[START Given data]

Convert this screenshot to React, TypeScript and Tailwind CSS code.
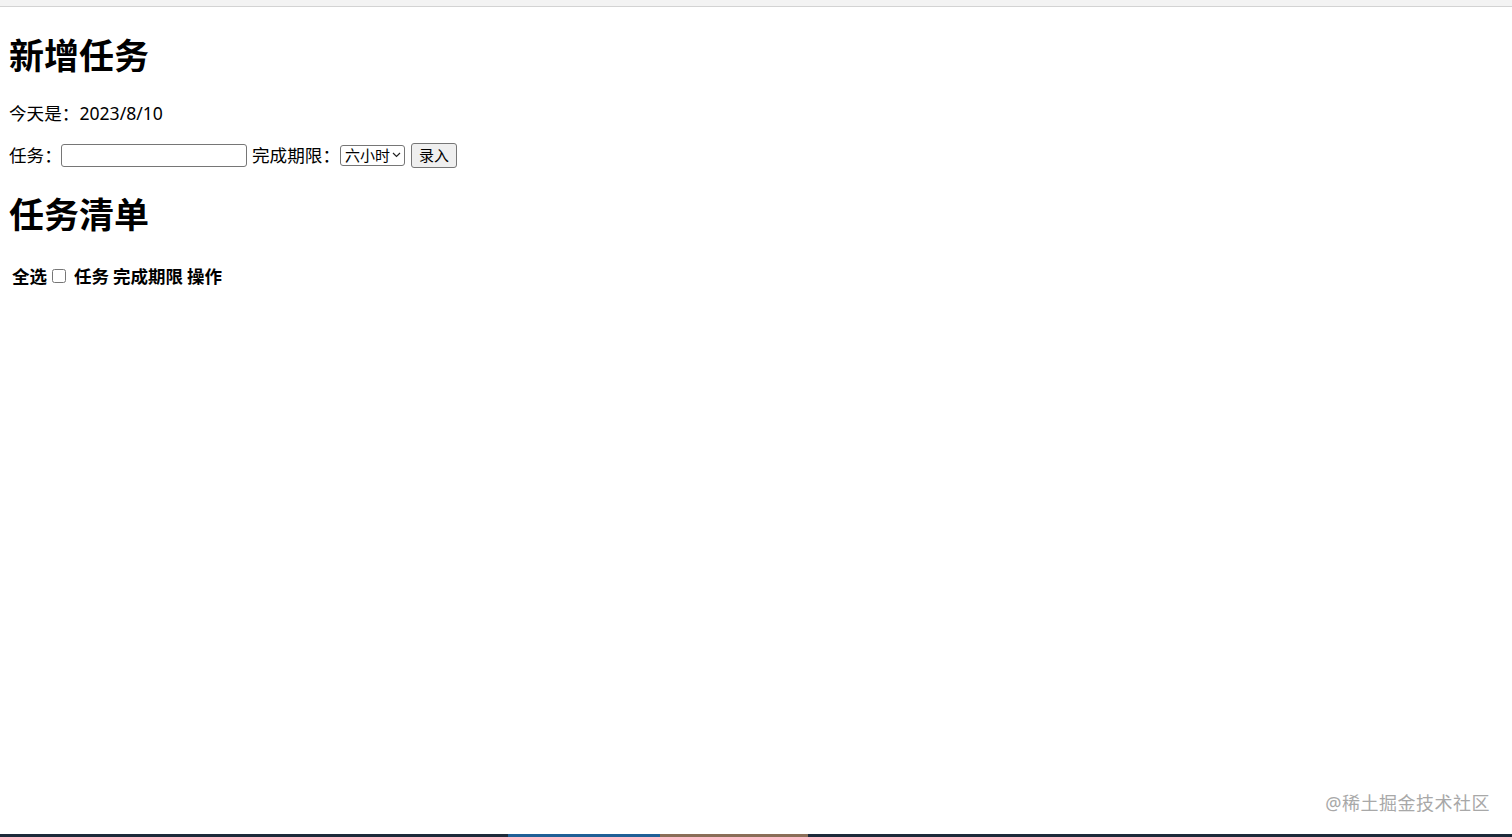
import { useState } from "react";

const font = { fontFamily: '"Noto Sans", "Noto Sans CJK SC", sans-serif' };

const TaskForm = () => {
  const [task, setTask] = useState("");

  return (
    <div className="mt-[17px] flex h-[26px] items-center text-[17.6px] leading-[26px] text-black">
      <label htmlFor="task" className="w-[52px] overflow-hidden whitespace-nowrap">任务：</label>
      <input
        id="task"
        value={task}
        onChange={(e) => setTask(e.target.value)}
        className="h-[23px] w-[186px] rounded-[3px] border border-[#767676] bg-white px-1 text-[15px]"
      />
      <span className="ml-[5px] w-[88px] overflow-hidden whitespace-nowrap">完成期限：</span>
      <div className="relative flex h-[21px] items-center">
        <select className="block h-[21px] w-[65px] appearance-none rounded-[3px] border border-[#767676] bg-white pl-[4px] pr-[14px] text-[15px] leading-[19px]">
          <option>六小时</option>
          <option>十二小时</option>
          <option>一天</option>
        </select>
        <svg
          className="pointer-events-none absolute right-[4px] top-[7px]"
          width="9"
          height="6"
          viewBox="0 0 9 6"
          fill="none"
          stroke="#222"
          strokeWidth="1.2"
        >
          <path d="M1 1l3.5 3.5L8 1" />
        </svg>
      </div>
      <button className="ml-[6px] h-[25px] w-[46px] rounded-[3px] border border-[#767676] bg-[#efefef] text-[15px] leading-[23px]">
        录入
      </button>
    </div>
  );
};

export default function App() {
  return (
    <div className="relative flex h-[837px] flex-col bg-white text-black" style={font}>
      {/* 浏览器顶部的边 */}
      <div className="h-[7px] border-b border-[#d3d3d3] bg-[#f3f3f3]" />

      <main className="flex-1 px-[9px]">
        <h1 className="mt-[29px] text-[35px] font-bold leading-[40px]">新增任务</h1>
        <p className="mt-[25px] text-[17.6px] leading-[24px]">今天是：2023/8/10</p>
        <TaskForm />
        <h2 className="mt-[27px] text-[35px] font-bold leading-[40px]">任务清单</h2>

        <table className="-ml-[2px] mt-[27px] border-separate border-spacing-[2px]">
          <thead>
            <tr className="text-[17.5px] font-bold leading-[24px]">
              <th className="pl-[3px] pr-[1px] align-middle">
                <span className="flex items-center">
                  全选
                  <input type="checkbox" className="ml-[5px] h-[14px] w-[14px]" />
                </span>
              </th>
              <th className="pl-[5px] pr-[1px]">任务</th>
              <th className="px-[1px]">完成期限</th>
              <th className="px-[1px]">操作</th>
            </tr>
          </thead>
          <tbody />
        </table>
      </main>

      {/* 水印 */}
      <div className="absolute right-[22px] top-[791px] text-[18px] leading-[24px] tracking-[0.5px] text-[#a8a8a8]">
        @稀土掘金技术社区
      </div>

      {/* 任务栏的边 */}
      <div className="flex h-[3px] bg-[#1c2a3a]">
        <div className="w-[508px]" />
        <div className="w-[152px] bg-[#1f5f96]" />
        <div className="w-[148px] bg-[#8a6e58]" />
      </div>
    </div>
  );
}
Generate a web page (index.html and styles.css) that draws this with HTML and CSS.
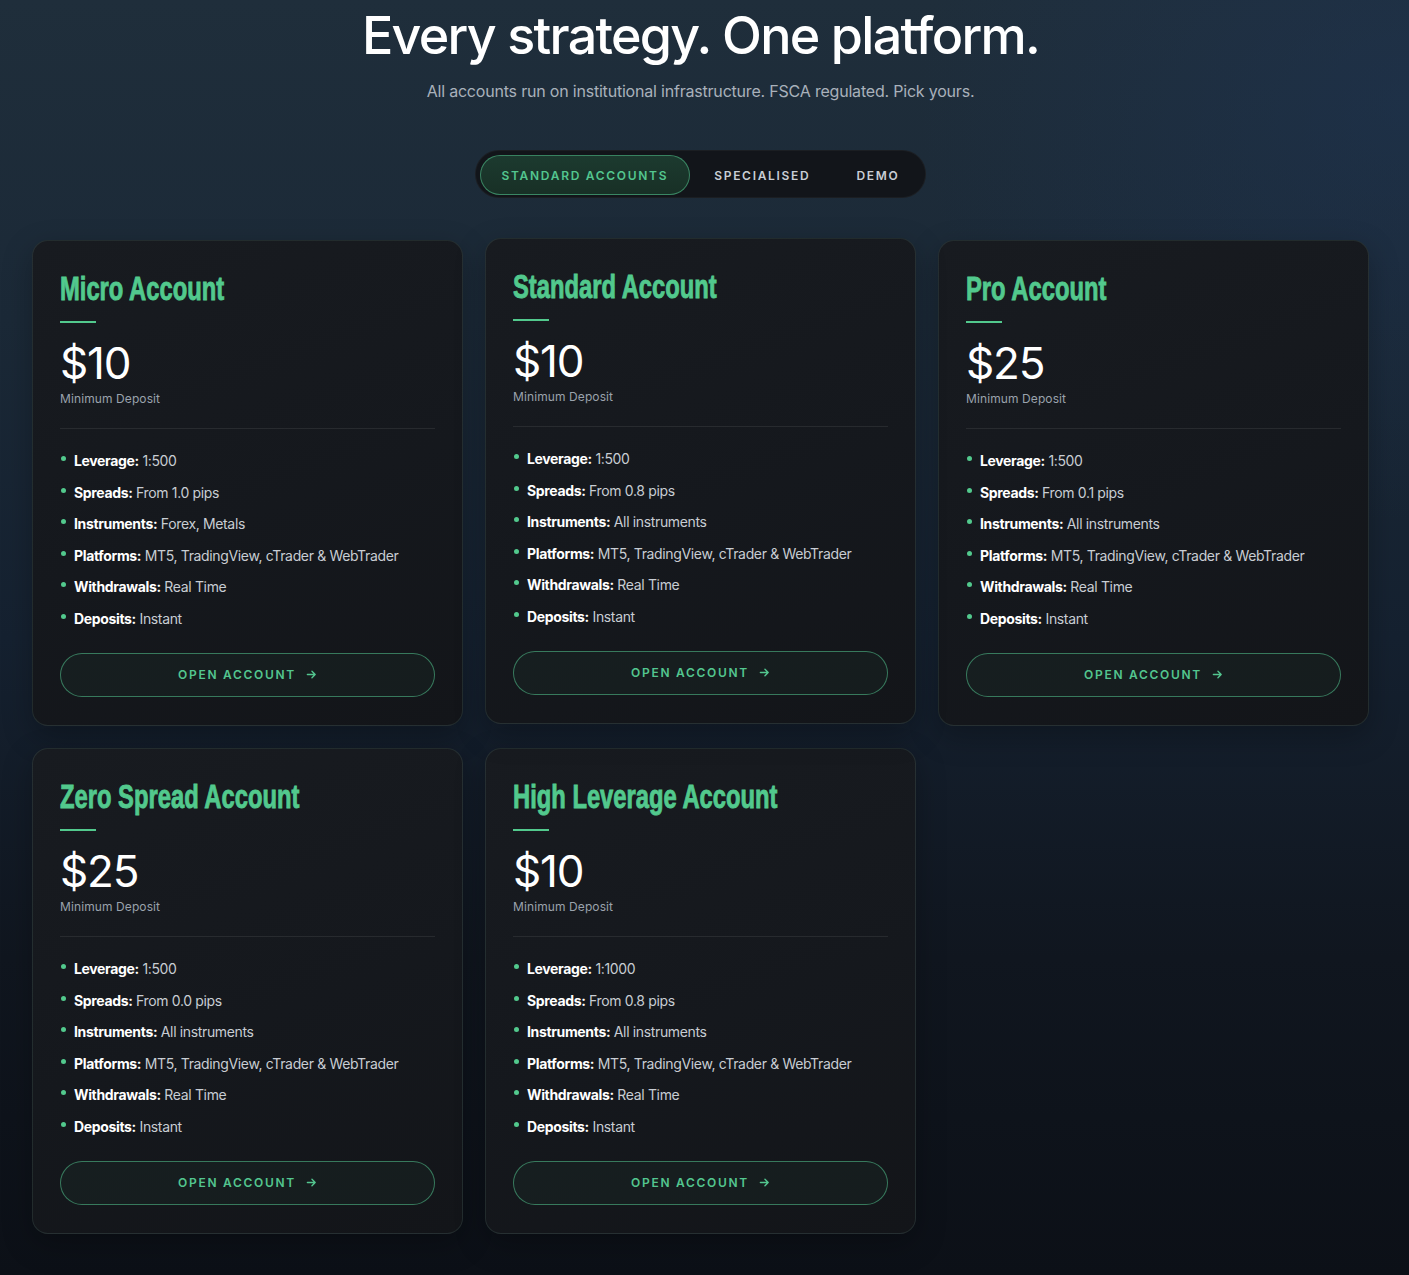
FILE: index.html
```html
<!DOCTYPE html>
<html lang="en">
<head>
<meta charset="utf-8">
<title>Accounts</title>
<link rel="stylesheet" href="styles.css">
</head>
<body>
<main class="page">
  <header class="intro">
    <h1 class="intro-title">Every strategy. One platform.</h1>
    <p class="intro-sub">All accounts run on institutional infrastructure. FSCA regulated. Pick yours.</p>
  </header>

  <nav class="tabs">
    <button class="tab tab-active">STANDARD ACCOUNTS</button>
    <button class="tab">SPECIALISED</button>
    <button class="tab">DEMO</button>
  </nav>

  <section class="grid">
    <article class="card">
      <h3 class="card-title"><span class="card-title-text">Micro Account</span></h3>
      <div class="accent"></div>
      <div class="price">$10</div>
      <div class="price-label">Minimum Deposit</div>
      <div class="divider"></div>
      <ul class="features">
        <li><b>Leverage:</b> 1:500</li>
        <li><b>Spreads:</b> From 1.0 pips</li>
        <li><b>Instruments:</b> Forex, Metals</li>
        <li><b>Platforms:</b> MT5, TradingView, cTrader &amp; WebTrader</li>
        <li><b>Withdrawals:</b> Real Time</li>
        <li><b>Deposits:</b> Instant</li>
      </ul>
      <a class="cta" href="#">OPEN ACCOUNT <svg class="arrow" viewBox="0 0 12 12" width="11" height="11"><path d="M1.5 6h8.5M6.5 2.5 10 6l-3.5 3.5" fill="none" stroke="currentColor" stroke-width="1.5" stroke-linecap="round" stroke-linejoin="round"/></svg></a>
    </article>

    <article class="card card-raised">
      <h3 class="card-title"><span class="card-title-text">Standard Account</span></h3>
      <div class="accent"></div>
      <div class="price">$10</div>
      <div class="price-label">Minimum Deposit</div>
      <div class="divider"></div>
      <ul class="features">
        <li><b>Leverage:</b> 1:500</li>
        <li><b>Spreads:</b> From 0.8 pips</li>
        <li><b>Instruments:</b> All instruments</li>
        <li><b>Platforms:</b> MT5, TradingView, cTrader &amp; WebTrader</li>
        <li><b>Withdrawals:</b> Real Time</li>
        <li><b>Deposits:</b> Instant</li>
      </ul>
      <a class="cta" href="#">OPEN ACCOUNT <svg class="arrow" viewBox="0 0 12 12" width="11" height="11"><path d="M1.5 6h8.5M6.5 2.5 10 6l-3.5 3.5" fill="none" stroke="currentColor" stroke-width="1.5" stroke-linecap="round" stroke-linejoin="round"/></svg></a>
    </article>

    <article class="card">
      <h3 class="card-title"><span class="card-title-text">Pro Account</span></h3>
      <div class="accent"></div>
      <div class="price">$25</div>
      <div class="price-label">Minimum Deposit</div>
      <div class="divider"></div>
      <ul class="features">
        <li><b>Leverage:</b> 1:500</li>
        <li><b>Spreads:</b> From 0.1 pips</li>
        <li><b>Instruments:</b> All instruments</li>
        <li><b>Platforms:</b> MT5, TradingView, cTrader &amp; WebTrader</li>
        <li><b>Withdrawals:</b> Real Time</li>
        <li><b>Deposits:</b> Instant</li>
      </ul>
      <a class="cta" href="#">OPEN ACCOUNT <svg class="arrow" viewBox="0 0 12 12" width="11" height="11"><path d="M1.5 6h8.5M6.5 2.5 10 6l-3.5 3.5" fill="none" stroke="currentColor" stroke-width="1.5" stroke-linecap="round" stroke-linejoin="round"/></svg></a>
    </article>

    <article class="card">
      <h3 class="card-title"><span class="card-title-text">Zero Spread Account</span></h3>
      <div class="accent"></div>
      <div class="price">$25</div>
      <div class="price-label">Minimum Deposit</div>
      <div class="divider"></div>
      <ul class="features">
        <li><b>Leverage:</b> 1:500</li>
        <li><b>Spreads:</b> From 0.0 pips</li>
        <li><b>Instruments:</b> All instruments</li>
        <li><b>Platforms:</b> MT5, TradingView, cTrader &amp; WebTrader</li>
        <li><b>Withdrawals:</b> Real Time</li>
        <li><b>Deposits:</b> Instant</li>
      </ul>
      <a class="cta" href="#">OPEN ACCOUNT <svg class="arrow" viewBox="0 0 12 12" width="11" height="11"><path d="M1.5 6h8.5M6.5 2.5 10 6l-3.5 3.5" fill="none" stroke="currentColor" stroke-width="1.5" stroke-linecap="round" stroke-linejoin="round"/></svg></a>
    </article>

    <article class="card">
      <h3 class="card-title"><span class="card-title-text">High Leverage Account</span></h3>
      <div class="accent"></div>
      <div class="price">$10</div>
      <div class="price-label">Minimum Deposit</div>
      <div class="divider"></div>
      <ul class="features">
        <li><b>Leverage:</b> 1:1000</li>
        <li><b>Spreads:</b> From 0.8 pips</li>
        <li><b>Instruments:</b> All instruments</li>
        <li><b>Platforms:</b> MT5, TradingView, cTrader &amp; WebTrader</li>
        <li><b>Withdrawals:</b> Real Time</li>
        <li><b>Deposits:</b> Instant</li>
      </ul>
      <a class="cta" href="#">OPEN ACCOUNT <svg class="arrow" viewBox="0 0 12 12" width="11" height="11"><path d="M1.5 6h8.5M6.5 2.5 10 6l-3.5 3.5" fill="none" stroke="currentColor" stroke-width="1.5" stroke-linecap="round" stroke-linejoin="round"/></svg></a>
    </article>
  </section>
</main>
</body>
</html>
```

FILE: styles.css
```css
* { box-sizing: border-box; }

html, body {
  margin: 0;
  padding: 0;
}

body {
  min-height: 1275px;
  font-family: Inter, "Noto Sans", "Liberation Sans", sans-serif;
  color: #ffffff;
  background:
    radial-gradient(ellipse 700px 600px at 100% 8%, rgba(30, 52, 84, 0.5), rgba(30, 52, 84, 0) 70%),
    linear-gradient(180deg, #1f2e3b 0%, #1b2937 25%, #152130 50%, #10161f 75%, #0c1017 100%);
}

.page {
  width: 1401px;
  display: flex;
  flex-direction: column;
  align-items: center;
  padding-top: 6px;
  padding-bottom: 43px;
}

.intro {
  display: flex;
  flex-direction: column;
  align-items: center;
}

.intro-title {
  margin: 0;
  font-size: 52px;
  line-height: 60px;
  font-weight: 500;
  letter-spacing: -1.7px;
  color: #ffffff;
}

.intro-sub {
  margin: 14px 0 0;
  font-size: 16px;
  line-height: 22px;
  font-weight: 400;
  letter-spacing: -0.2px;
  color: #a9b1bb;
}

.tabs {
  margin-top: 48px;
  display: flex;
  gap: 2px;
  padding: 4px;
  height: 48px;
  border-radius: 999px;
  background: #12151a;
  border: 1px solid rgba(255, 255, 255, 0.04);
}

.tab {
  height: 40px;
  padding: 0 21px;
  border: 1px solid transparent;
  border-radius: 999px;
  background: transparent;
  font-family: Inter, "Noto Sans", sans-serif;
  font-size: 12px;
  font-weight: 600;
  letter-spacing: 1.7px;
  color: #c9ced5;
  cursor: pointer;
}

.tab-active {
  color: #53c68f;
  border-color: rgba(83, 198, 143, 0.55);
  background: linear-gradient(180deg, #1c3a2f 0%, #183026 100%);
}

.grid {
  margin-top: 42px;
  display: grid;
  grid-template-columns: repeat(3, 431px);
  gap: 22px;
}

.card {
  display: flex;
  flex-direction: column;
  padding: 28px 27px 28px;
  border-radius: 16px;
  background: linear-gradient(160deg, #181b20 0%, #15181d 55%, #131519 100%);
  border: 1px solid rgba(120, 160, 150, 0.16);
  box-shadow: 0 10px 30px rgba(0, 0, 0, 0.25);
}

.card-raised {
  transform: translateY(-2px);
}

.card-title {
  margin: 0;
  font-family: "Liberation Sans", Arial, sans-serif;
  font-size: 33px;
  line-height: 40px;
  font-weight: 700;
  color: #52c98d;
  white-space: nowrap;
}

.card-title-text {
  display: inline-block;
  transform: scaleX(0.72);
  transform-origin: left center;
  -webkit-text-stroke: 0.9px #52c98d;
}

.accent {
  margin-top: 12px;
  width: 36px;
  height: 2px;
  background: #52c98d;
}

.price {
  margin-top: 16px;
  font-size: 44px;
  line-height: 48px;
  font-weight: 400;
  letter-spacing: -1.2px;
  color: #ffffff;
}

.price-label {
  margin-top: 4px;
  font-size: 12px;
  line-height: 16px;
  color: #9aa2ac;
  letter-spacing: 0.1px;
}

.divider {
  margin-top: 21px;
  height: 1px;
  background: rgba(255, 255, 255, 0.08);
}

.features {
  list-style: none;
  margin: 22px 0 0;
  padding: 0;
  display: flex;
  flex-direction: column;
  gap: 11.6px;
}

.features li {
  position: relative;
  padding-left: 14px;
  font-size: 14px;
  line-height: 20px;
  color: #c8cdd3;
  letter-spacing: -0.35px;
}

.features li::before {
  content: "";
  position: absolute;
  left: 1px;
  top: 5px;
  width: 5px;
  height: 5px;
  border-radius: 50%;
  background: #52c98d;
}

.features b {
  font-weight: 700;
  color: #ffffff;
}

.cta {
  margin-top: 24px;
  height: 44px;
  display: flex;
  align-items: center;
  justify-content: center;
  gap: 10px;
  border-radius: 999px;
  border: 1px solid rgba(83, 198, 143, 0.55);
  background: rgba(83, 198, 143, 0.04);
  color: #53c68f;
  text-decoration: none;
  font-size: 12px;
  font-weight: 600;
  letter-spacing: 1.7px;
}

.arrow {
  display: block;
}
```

[END Given data]

Starting at the first line of the records above, set down each line exactly through the one that holds "const [task, setTask]". Omit pictures.

- Worked solution -
Convert this screenshot to React, TypeScript and Tailwind CSS code.
import { useState } from "react";

const font = { fontFamily: '"Noto Sans", "Noto Sans CJK SC", sans-serif' };

const TaskForm = () => {
  const [task, setTask] = useState("");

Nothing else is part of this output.